__COLLECTED MATERIAL__.

******

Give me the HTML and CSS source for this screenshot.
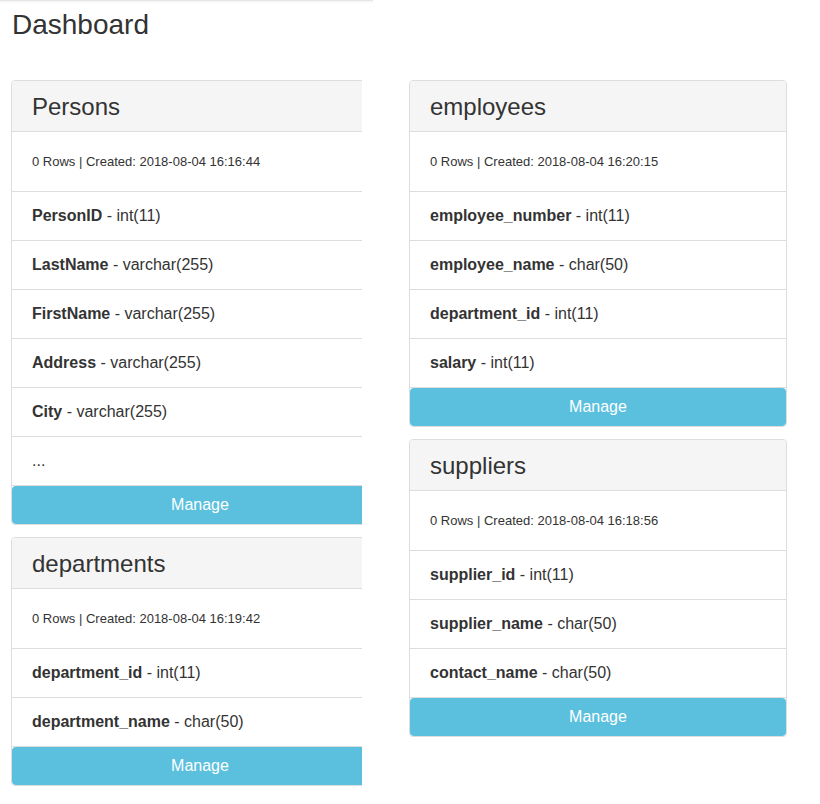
FILE: index.html
```html
<!DOCTYPE html>
<html>
<head>
<meta charset="utf-8">
<title>Dashboard</title>
<link rel="stylesheet" href="styles.css">
</head>
<body>
<div class="topbar"></div>
<main class="page">
  <h1 class="title">Dashboard</h1>
  <div class="columns">
    <div class="col col-clip">
      <section class="panel">
        <div class="panel-head">Persons</div>
        <div class="meta">0 Rows | Created: 2018-08-04 16:16:44</div>
        <div class="row"><b>PersonID</b> - int(11)</div>
        <div class="row"><b>LastName</b> - varchar(255)</div>
        <div class="row"><b>FirstName</b> - varchar(255)</div>
        <div class="row"><b>Address</b> - varchar(255)</div>
        <div class="row"><b>City</b> - varchar(255)</div>
        <div class="row">...</div>
        <a class="btn">Manage</a>
      </section>
      <section class="panel">
        <div class="panel-head">departments</div>
        <div class="meta">0 Rows | Created: 2018-08-04 16:19:42</div>
        <div class="row"><b>department_id</b> - int(11)</div>
        <div class="row"><b>department_name</b> - char(50)</div>
        <a class="btn">Manage</a>
      </section>
    </div>
    <div class="col">
      <section class="panel">
        <div class="panel-head">employees</div>
        <div class="meta">0 Rows | Created: 2018-08-04 16:20:15</div>
        <div class="row"><b>employee_number</b> - int(11)</div>
        <div class="row"><b>employee_name</b> - char(50)</div>
        <div class="row"><b>department_id</b> - int(11)</div>
        <div class="row"><b>salary</b> - int(11)</div>
        <a class="btn">Manage</a>
      </section>
      <section class="panel">
        <div class="panel-head">suppliers</div>
        <div class="meta">0 Rows | Created: 2018-08-04 16:18:56</div>
        <div class="row"><b>supplier_id</b> - int(11)</div>
        <div class="row"><b>supplier_name</b> - char(50)</div>
        <div class="row"><b>contact_name</b> - char(50)</div>
        <a class="btn">Manage</a>
      </section>
    </div>
  </div>
</main>
</body>
</html>
```
FILE: styles.css
```css
html, body {
  margin: 0;
  padding: 0;
  background: #fff;
}
body {
  font-family: "Liberation Sans", Arial, Helvetica, sans-serif;
  color: #333;
}
.topbar {
  width: 373px;
  height: 1px;
  background: #e6e6e6;
  box-shadow: 0 1px 2px rgba(0, 0, 0, 0.08);
}
.page {
  padding: 0 11px;
}
.title {
  margin: 9px 0 0 1px;
  font-size: 28px;
  line-height: 30px;
  font-weight: normal;
}
.columns {
  display: flex;
  align-items: flex-start;
  gap: 47px;
  margin-top: 40px;
}
.col {
  width: 378px;
  display: flex;
  flex-direction: column;
  gap: 12px;
}
.col-clip {
  width: 351px;
  overflow: hidden;
}
.panel {
  width: 378px;
  box-sizing: border-box;
  flex: none;
  border: 1px solid #ddd;
  border-radius: 4px;
  overflow: hidden;
}
.panel-head {
  background: #f5f5f5;
  border-bottom: 1px solid #ddd;
  padding: 13px 20px 11px;
  font-size: 24px;
  line-height: 26px;
}
.meta {
  padding: 20px;
  font-size: 13px;
  line-height: 19px;
  border-bottom: 1px solid #ddd;
}
.row {
  padding: 12px 20px 13px;
  font-size: 16px;
  line-height: 23px;
  border-bottom: 1px solid #ddd;
}
.row b {
  font-weight: bold;
}
.btn {
  display: block;
  background: #5bc0de;
  color: #fff;
  text-align: center;
  font-size: 16px;
  line-height: 22px;
  padding: 8px 0;
  border-radius: 4px;
  cursor: pointer;
}
```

******

__TASK BRIEF__. Quote the data above in full and without alteration; skip the pictures.

__OUTPUT OF THE EXERCISE__.
Give me the HTML and CSS source for this screenshot.
FILE: index.html
```html
<!DOCTYPE html>
<html>
<head>
<meta charset="utf-8">
<title>Dashboard</title>
<link rel="stylesheet" href="styles.css">
</head>
<body>
<div class="topbar"></div>
<main class="page">
  <h1 class="title">Dashboard</h1>
  <div class="columns">
    <div class="col col-clip">
      <section class="panel">
        <div class="panel-head">Persons</div>
        <div class="meta">0 Rows | Created: 2018-08-04 16:16:44</div>
        <div class="row"><b>PersonID</b> - int(11)</div>
        <div class="row"><b>LastName</b> - varchar(255)</div>
        <div class="row"><b>FirstName</b> - varchar(255)</div>
        <div class="row"><b>Address</b> - varchar(255)</div>
        <div class="row"><b>City</b> - varchar(255)</div>
        <div class="row">...</div>
        <a class="btn">Manage</a>
      </section>
      <section class="panel">
        <div class="panel-head">departments</div>
        <div class="meta">0 Rows | Created: 2018-08-04 16:19:42</div>
        <div class="row"><b>department_id</b> - int(11)</div>
        <div class="row"><b>department_name</b> - char(50)</div>
        <a class="btn">Manage</a>
      </section>
    </div>
    <div class="col">
      <section class="panel">
        <div class="panel-head">employees</div>
        <div class="meta">0 Rows | Created: 2018-08-04 16:20:15</div>
        <div class="row"><b>employee_number</b> - int(11)</div>
        <div class="row"><b>employee_name</b> - char(50)</div>
        <div class="row"><b>department_id</b> - int(11)</div>
        <div class="row"><b>salary</b> - int(11)</div>
        <a class="btn">Manage</a>
      </section>
      <section class="panel">
        <div class="panel-head">suppliers</div>
        <div class="meta">0 Rows | Created: 2018-08-04 16:18:56</div>
        <div class="row"><b>supplier_id</b> - int(11)</div>
        <div class="row"><b>supplier_name</b> - char(50)</div>
        <div class="row"><b>contact_name</b> - char(50)</div>
        <a class="btn">Manage</a>
      </section>
    </div>
  </div>
</main>
</body>
</html>
```
FILE: styles.css
```css
html, body {
  margin: 0;
  padding: 0;
  background: #fff;
}
body {
  font-family: "Liberation Sans", Arial, Helvetica, sans-serif;
  color: #333;
}
.topbar {
  width: 373px;
  height: 1px;
  background: #e6e6e6;
  box-shadow: 0 1px 2px rgba(0, 0, 0, 0.08);
}
.page {
  padding: 0 11px;
}
.title {
  margin: 9px 0 0 1px;
  font-size: 28px;
  line-height: 30px;
  font-weight: normal;
}
.columns {
  display: flex;
  align-items: flex-start;
  gap: 47px;
  margin-top: 40px;
}
.col {
  width: 378px;
  display: flex;
  flex-direction: column;
  gap: 12px;
}
.col-clip {
  width: 351px;
  overflow: hidden;
}
.panel {
  width: 378px;
  box-sizing: border-box;
  flex: none;
  border: 1px solid #ddd;
  border-radius: 4px;
  overflow: hidden;
}
.panel-head {
  background: #f5f5f5;
  border-bottom: 1px solid #ddd;
  padding: 13px 20px 11px;
  font-size: 24px;
  line-height: 26px;
}
.meta {
  padding: 20px;
  font-size: 13px;
  line-height: 19px;
  border-bottom: 1px solid #ddd;
}
.row {
  padding: 12px 20px 13px;
  font-size: 16px;
  line-height: 23px;
  border-bottom: 1px solid #ddd;
}
.row b {
  font-weight: bold;
}
.btn {
  display: block;
  background: #5bc0de;
  color: #fff;
  text-align: center;
  font-size: 16px;
  line-height: 22px;
  padding: 8px 0;
  border-radius: 4px;
  cursor: pointer;
}
```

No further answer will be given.